Something Happened is much darker than its more highly touted predecessor. While Catch-22 is a frenetically paced book with an omniscient narrator, the bulk of Something Happened is the deep, often repetitive, internal monologue of the narrator, Robert Slocum, who laments the passage of time, the departure of old friends and opportunities, the futility of his career, the stagnation of his marriage, and the impossibility of being a good parent. The book has a fair amount of humor -- Slocum's character studies of those around him are conducted with sadistic glee, his self-analysis is wry and rueful, and his absurdist juxtapositions at times approach those of the narrator of Catch-22 -- but its predecessor's darkest moments set the emotional tone for most of the work.
While, contrary to some reviews at the time, the book is not entirely without a plot -- something big does happen by the book's end, although the book's title refers more to the loss of optimism and hope -- there is not much plot here. Rather, the novel invites the reader to an intimate embrace of the caustic self-criticism and psychic pain of what is objectively a highly successful narrator.
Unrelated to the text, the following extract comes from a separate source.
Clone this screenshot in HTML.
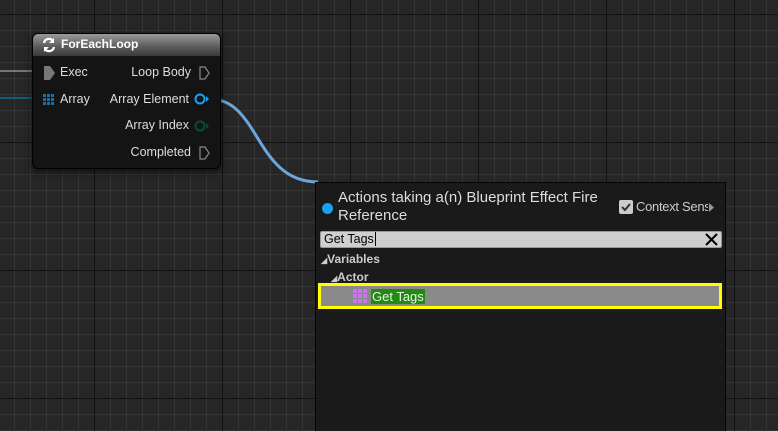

Something Happened did not match its predecessor's level of commercial success, though it was well-regarded by critics. In its moments of humor among unsparing honest, despairing stretches of self-evaluation, it recalls the great works of Chekhov, and prefigures much later works such as the film American Beauty, but without allowing the reader/viewer ironic emotional distance. While, unlike its predecessor, it did not make the Modern Library's list of the top 100 books of the 20th century, it is simultaneously both one of the century's bleakest and most engaging.